Disclosures relating to tax and National Insurance contributions arrangements can be made on the same form but the respective advantages must be explained.

Stamp Duty Land Tax

The disclosure regime was extended in 2005 to include tax arrangements relating to Stamp Duty Land Tax (SDLT) where the subject matter of the arrangements is non-residential property with a market value of at least £5 million. It was further extended in 2010 to include arrangements where the subject matter is residential property with a market value of at least £1 million and mixed use property where the subject matter of the arrangements contains non-residential property with a market value of at least £5 million and/or residential property with a market value of at least £1 million. From 1 November 2012 the descriptions of SDLT arrangements required to be disclosed were extended so that they now cover schemes intended to be used for non-residential and/or residential property of any value, subject to certain exceptions.

The scheme reference number system has applied to SDLT since 1 April 2010.

The main differences compared to the disclosure regime for Income Tax, Corporation Tax and Capital Gains Tax are:

  • the hallmarks are not applied to limit what is required to be disclosed, however there are certain exceptions where disclosure is not required
  • with effect from 1 November the normal rule that a promoter has to disclose a scheme only once is over-ridden if the scheme falls within certain descriptions and it was disclosed before 1 April 2010
  • some minor differences in the time limits for making disclosure

Inheritance Tax

The regime was extended with effect from 6 April 2011 to include Inheritance Tax arrangements where the aim of those arrangements is to seek to avoid or reduce the Inheritance Tax entry charge when transferring property into trust.

In order for an Inheritance Tax scheme to be disclosable:

  • the arrangements must result in property becoming 'relevant property' as defined under s.58(1) of the Inheritance Tax Act 1984
  • the main benefit of the arrangements is the reduction, deferral or avoidance of the Inheritance Tax entry charge.

Disclosure is only required for schemes that are new or innovative. Schemes which are the same or substantially the same as arrangements made available before 6 April 2011 are exempted from disclosure.

Value Added Tax

A disclosure regime was also introduced on 1 August 2004 in relation to arrangements that are intended to give any person a VAT advantage. The main obligation for disclosure rests with those taxable persons who are party to the scheme. However, disclosure is limited to two broad categories:

  • Listed VAT avoidance schemes: these are schemes that are described in the relevant legislation. Currently, ten schemes have been listed.
  • Hallmarked schemes: these are schemes that include or are associated with a 'hallmark' of avoidance prescribed in the relevant legislation. Currently, there are eight hallmarks of avoidance.
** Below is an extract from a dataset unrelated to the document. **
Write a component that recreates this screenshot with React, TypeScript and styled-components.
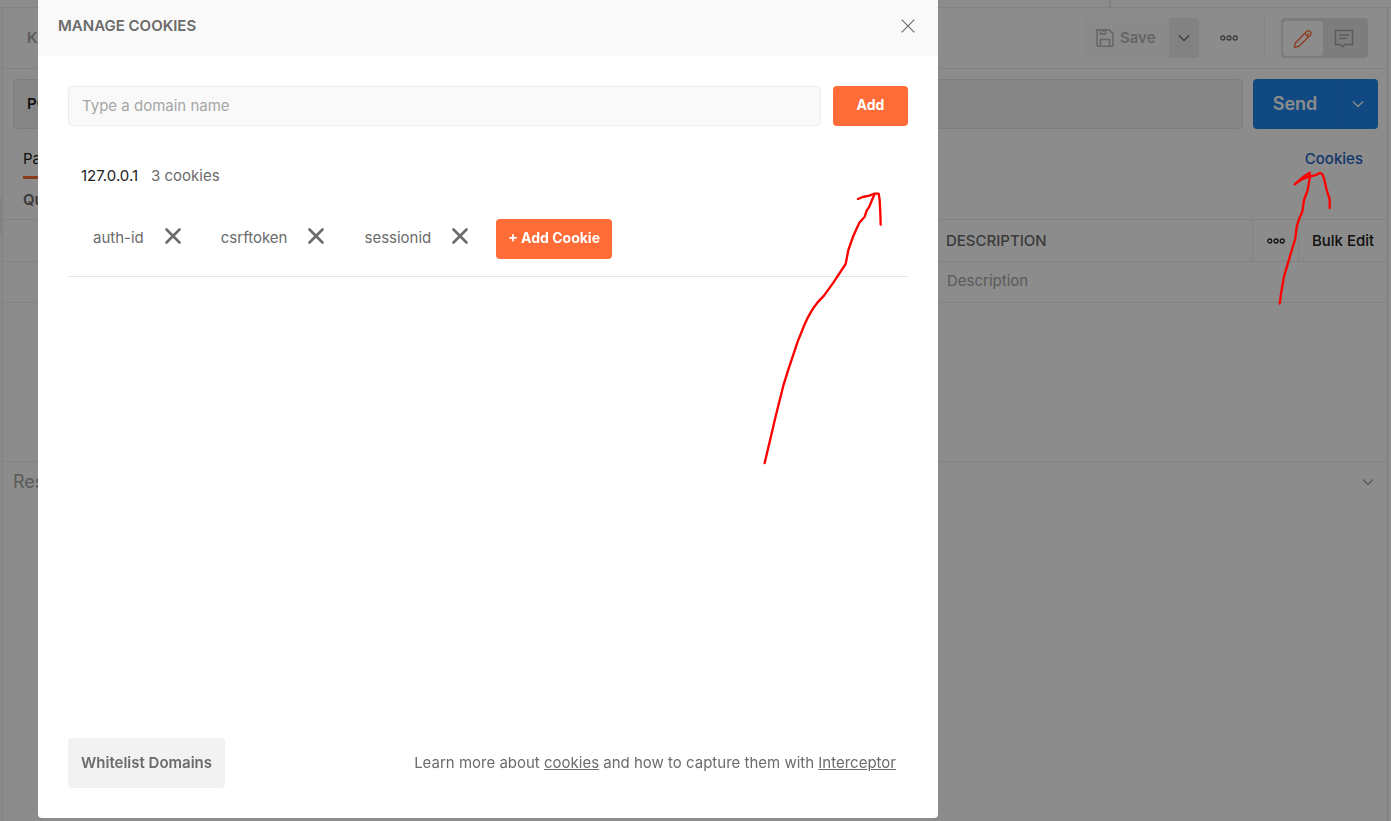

The listed schemes are certain arrangements that involve:

  • the first grant of a major interest in a building
  • payment handling services
  • value shifting
  • leaseback agreements
  • extended approval periods
  • groups and third party suppliers
  • education and training by a non-profit making body
  • education and training by a non-eligible body
  • cross-border face-value vouchers
  • a surrender of a relevant lease

The hallmarks are:

  • confidentiality agreements
  • agreements to share a tax advantage
  • contingent fee agreements
  • prepayments between connected parties
  • funding by loans, share subscriptions or subscriptions in securities
  • off-shore loops
  • property transactions between connected persons
  • issue of face-value vouchers

The obligation to disclose is triggered by:

  • the submission of a VAT Return that shows an amount that is different (higher or lower) from what would have been shown had the scheme not been entered into
  • the submission of a claim for VAT (for example, by the making of a voluntary disclosure of an error) that is higher than what would have been claimed had the scheme not been entered into
  • incurring at any time less non-deductible VAT than would have been incurred had the scheme not been entered into

Disclosure is required to be made within 30 days of (as applicable) the due date of the affected VAT Return; making the claim; or the due date of the VAT Return covering the period in which less non-deductible VAT was incurred.

However, disclosure of listed schemes is not required where the total turnover (including exempt income) for the business plus any associated companies is less than £600,000 per annum. Similarly, disclosure of hallmarked schemes is not required where the total turnover (including exempt income) for the business plus any associated companies is less than £10 million per annum.

In addition, for hallmarked schemes, disclosure is not required where a third party (such as the promoter of the scheme) has registered the scheme with Anti-Avoidance Group and provided the reference number, HMRC allocated to it, to the person who would otherwise be liable to make a disclosure.